Saving for this stage serves to guarantee a good quality of life in retirement, considering to the great risk that longevity entails, namely dependency. The additional savings that are obtained with the retirement plans are also useful to help in a more difficult stage that may be reached, such as dependence. In these cases, having sufficient savings is crucial to be able to meet the costly treatments and needs that may be required.
There Is Something for Everyone
In addition, pension plans allow us to systematize savings and not have to make great specific efforts, because they offer great diversity in terms of risk profiles, so that everyone can find the one that best suits their needs.
Indeed, there is a wide variety and typology of plans, from the most conservative to the riskiest, or those with active management or those that prefer to copy the indices.
Your Money Is Protected
Pension plans are generally supervised by the Directorate General of Insurance and Pension Funds and, among the bodies that control them, the Control Commission, the managing entity and the depository entity.
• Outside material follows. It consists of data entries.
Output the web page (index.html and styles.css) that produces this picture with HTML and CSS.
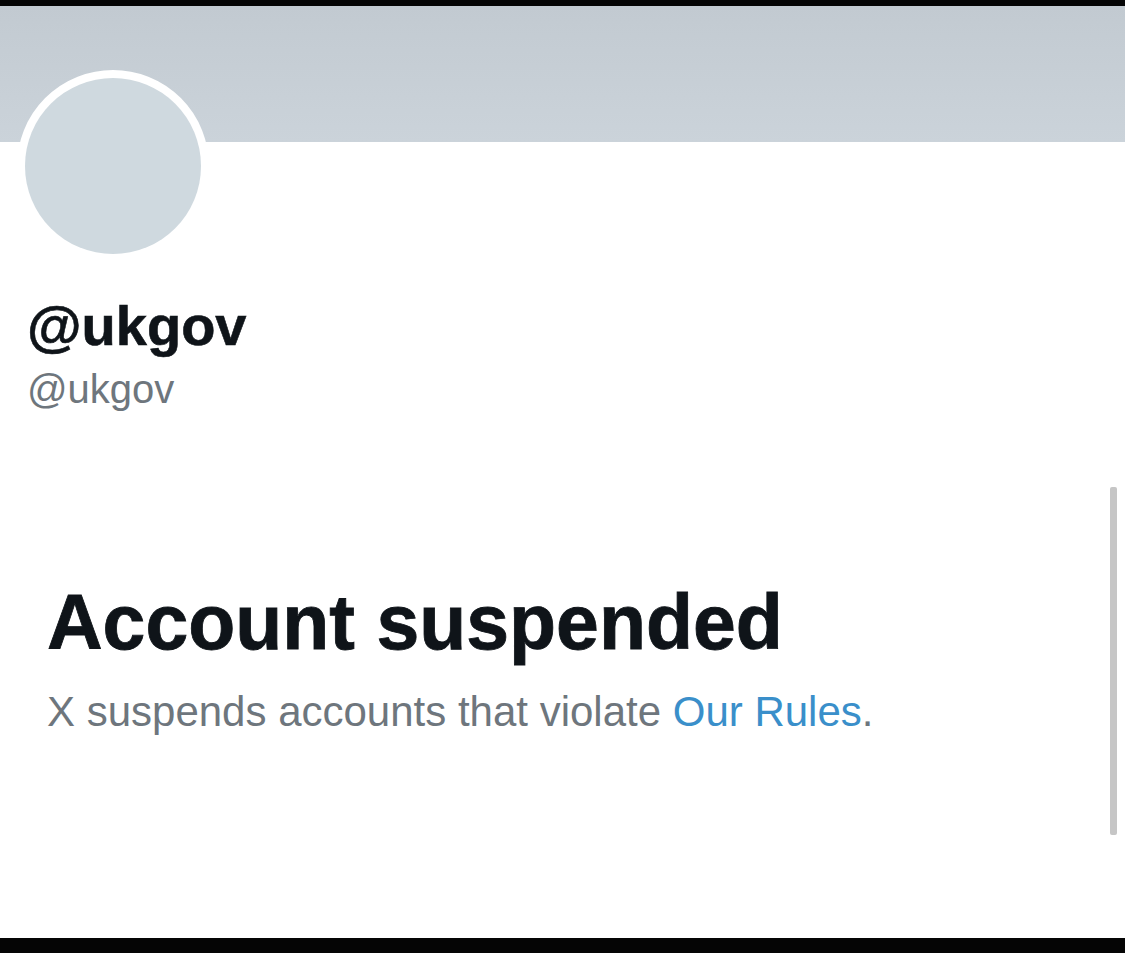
FILE: index.html
```html
<!DOCTYPE html>
<html lang="en">
  <head>
    <meta charset="UTF-8" />
    <meta name="viewport" content="width=device-width, initial-scale=1.0" />
    <title>@ukgov / X</title>
    <link rel="stylesheet" href="styles.css">
  </head>
  <body>
    <div class="screen">
      <div class="top-edge"></div>
      <div class="banner"></div>
      <div class="main">
        <div class="profile">
          <div class="avatar">
            <div class="avatar-inner"></div>
          </div>
          <h1 class="display-name">@ukgov</h1>
          <p class="handle">@ukgov</p>
          <div class="notice">
            <h2>Account suspended</h2>
            <p>X suspends accounts that violate <a href="#">Our Rules</a>.</p>
          </div>
        </div>
        <div class="scroll">
          <div class="scroll-thumb"></div>
        </div>
      </div>
      <div class="bottom-edge"></div>
    </div>
  </body>
</html>
```

FILE: styles.css
```css
body {
  margin: 0;
  padding: 0;
  background-color: #fff;
  font-family: "Liberation Sans", Arial, sans-serif;
}
.screen {
  display: flex;
  flex-direction: column;
  height: 953px;
  overflow: hidden;
}
.top-edge {
  height: 6px;
  background-color: #050505;
}
.banner {
  height: 136px;
  background: linear-gradient(#c2cad1, #cbd3da);
}
.main {
  flex: 1;
  display: flex;
}
.profile {
  flex: 1;
  padding-left: 17px;
}
.avatar {
  width: 176px;
  height: 176px;
  margin-top: -72px;
  border: 8px solid #fff;
  border-radius: 50%;
  background-color: #fff;
}
.avatar-inner {
  width: 100%;
  height: 100%;
  border-radius: 50%;
  background-color: #cfd9df;
}
.display-name {
  margin: 34px 0 0 10px;
  font-size: 56px;
  font-weight: 700;
  line-height: 60px;
  color: #0f1419;
  -webkit-text-stroke: 0.6px #0f1419;
}
.handle {
  margin: 9px 0 0 10px;
  font-size: 40px;
  line-height: 48px;
  color: #6e767d;
}
.notice {
  margin: 167px 0 0 30px;
}
.notice h2 {
  margin: 0;
  font-size: 77px;
  font-weight: 700;
  line-height: 84px;
  color: #0f1419;
  -webkit-text-stroke: 0.8px #0f1419;
}
.notice p {
  margin: 24px 0 0;
  font-size: 42px;
  line-height: 48px;
  color: #6e767d;
}
.notice a {
  color: #3a8fca;
  text-decoration: none;
}
.scroll {
  width: 7px;
  margin-right: 8px;
  padding-top: 345px;
}
.scroll-thumb {
  height: 348px;
  border-radius: 2px;
  background-color: #c6c6c6;
}
.bottom-edge {
  height: 15px;
  background-color: #050505;
}
```
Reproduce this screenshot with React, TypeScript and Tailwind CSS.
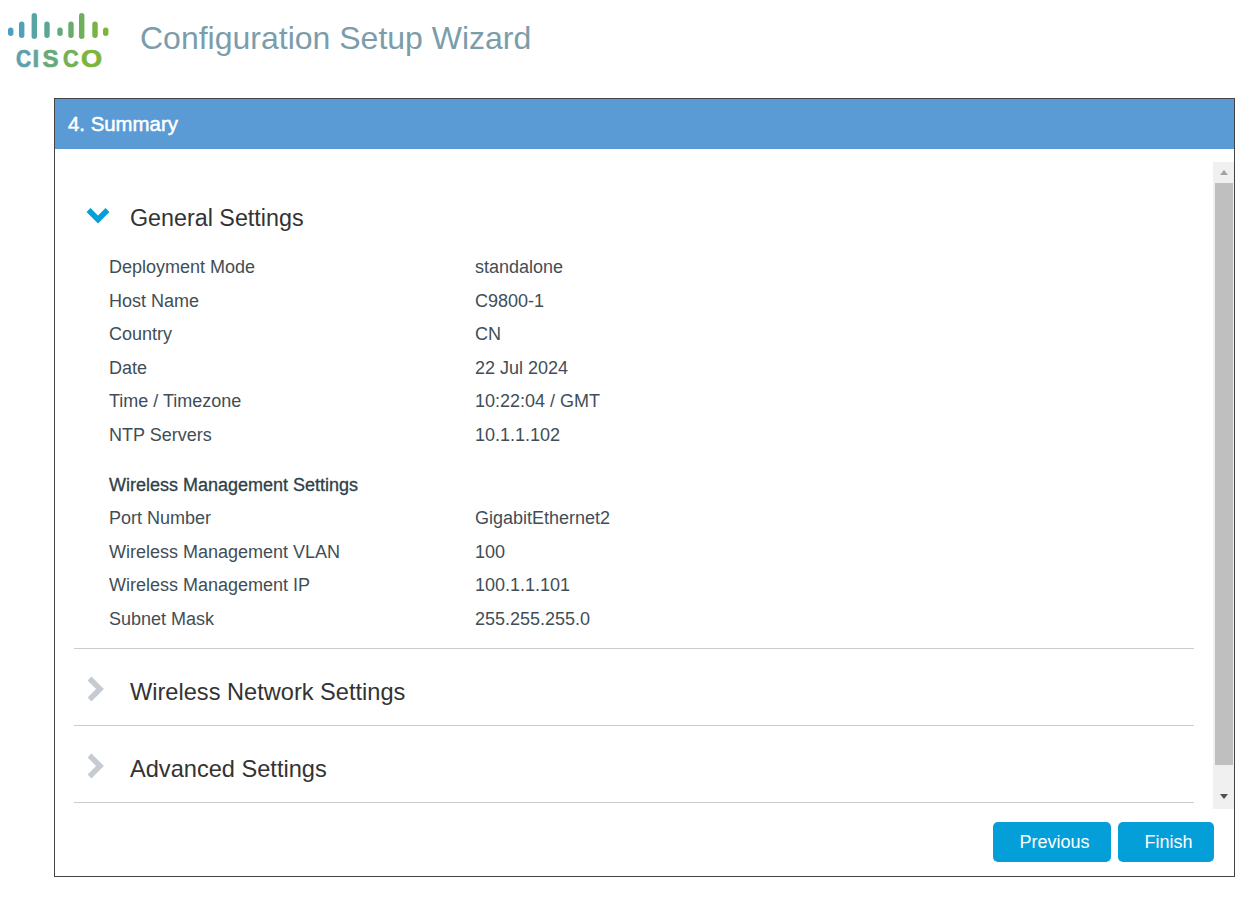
const general = [
  ["Deployment Mode", "standalone"],
  ["Host Name", "C9800-1"],
  ["Country", "CN"],
  ["Date", "22 Jul 2024"],
  ["Time / Timezone", "10:22:04 / GMT"],
  ["NTP Servers", "10.1.1.102"],
];
const wireless = [
  ["Port Number", "GigabitEthernet2"],
  ["Wireless Management VLAN", "100"],
  ["Wireless Management IP", "100.1.1.101"],
  ["Subnet Mask", "255.255.255.0"],
];

function Logo() {
  const bars: [number, number, number][] = [
    [10.7, 27.5, 8.5], [21.7, 21.5, 16.5], [34.3, 13, 26], [47, 21.5, 16.5], [60, 27.5, 8.5], [71, 21.5, 16.5], [81.7, 13, 26], [95, 21.5, 16.5], [105.7, 27.5, 8.5],
  ];
  const letters: [string, number, number, string][] = [
    ["C", 16, 0.87, "#5aa1ae"],
    ["I", 32.5, 1, "#66a59a"],
    ["S", 42.5, 1, "#68aa78"],
    ["C", 63, 0.9, "#74b050"],
    ["O", 81, 1.13, "#7cb53a"],
  ];
  return (
    <svg width="112" height="72" viewBox="0 0 112 72" className="shrink-0">
      <defs>
        <linearGradient id="cg" gradientUnits="userSpaceOnUse" x1="8" y1="0" x2="108" y2="0">
          <stop offset="0" stopColor="#4a9fc9" />
          <stop offset="0.5" stopColor="#62a983" />
          <stop offset="1" stopColor="#7fb62f" />
        </linearGradient>
      </defs>
      {bars.map(([x, y, h], i) => (
        <rect key={i} x={x - 2.7} y={y} width="5.4" height={h} rx="2.7" fill="url(#cg)" />
      ))}
      {letters.map(([c, x, s, f], i) => (
        <text key={i} transform={`translate(${x} 67) scale(${s} 1)`} fontFamily="Liberation Sans, sans-serif" fontWeight="700" fontSize="24" fill={f} stroke={f} strokeWidth="0.7">{c}</text>
      ))}
    </svg>
  );
}

function Chevron({ open }: { open?: boolean }) {
  return open ? (
    <svg width="26" height="18" viewBox="0 0 26 18" className="shrink-0">
      <path d="M3.5 4 L13 13.5 L22.5 4" fill="none" stroke="#049fd9" strokeWidth="5.5" />
    </svg>
  ) : (
    <svg width="20" height="28" viewBox="0 0 20 28" className="shrink-0">
      <path d="M3.5 3.5 L14 14 L3.5 24.5" fill="none" stroke="#c6cad1" strokeWidth="5.5" />
    </svg>
  );
}

function Row({ k, v }: { k: string; v: string }) {
  return (
    <div className="flex h-[33.5px] items-center text-[18px] text-[#3f4e56]">
      <div className="w-[366px]">{k}</div>
      <div>{v}</div>
    </div>
  );
}

function Collapsed({ title }: { title: string }) {
  return (
    <div className="flex h-[77px] items-center border-b border-[#cccccc] pl-[12px]">
      <div className="mt-[3px] w-[44px]"><Chevron /></div>
      <div className="pt-[11px] text-[23.6px] text-[#333333]">{title}</div>
    </div>
  );
}

export default function App() {
  return (
    <div className="h-[900px] w-[1250px] overflow-hidden bg-white font-['Liberation_Sans',sans-serif]">
      <header className="flex h-[98px] items-start">
        <Logo />
        <h1 className="mt-[19px] ml-[28px] text-[32px] leading-[38px] font-normal text-[#7b9dab]">Configuration Setup Wizard</h1>
      </header>
      <main className="ml-[54px] flex h-[779px] w-[1181px] flex-col border border-[#444444]">
        <div className="flex h-[50px] items-center bg-[#5b9bd5] pl-[13px] text-[20.4px] text-white [-webkit-text-stroke:0.5px_#ffffff]">4. Summary</div>
        <div className="flex flex-1 pt-[13px] pl-[19px]">
          <div className="w-[1121px]">
            <div className="border-b border-[#cccccc] pb-[12px]">
              <div className="flex h-[82px] items-center pt-[30px] pl-[11px]">
                <div className="-mt-[6px] w-[45px]"><Chevron open /></div>
                <div className="text-[23.3px] text-[#333333]">General Settings</div>
              </div>
              <div className="mt-[7px] pl-[35px]">
                {general.map(([k, v]) => <Row key={k} k={k} v={v} />)}
                <div className="mt-[17px] flex h-[33px] items-center text-[18px] font-medium text-[#2f4047] [-webkit-text-stroke:0.3px_#2f4047]">Wireless Management Settings</div>
                {wireless.map(([k, v]) => <Row key={k} k={k} v={v} />)}
              </div>
            </div>
            <Collapsed title="Wireless Network Settings" />
            <Collapsed title="Advanced Settings" />
          </div>
          <div className="ml-[19px] flex flex-col self-start">
            <div className="flex h-[647px] w-[21px] flex-col items-center bg-[#f0f0f0]">
              <div className="flex h-[21px] items-center justify-center">
                <div className="h-0 w-0 border-x-[4.5px] border-b-[5px] border-x-transparent border-b-[#a3a3a3]" />
              </div>
              <div className="h-[582px] w-[18px] bg-[#bfbfbf]" />
              <div className="flex h-[44px] items-start justify-center pt-[29px]">
                <div className="h-0 w-0 border-x-[4.5px] border-t-[5px] border-x-transparent border-t-[#505050]" />
              </div>
            </div>
          </div>
        </div>
        <div className="flex justify-end gap-[7px] pr-[20px] pb-[14px]">
          <button className="h-[40px] w-[118px] rounded-[5px] bg-[#049fd9] pl-[5px] text-[18px] text-white">Previous</button>
          <button className="h-[40px] w-[96px] rounded-[5px] bg-[#049fd9] pl-[5px] text-[18px] text-white">Finish</button>
        </div>
      </main>
    </div>
  );
}
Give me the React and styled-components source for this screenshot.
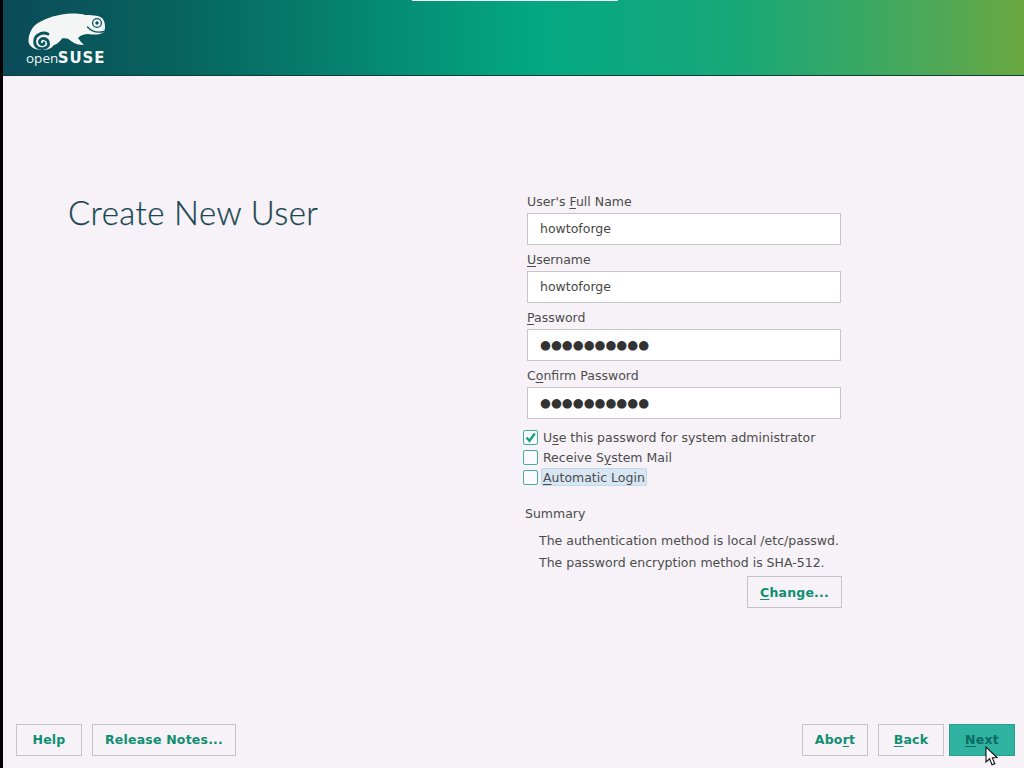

They must pass an annual audit of their annual accounts and every three years an actuarial financial report. In addition, the equity is not on the entity’s balance sheet, so that in the event of bankruptcy, the pension plan is not harmed. In other words, the money belongs to the investors, not the management company or custodial or trading entity. So if something was to happen to the bank you signed your pension plan with, the management company would simply replace the custodial entity with another.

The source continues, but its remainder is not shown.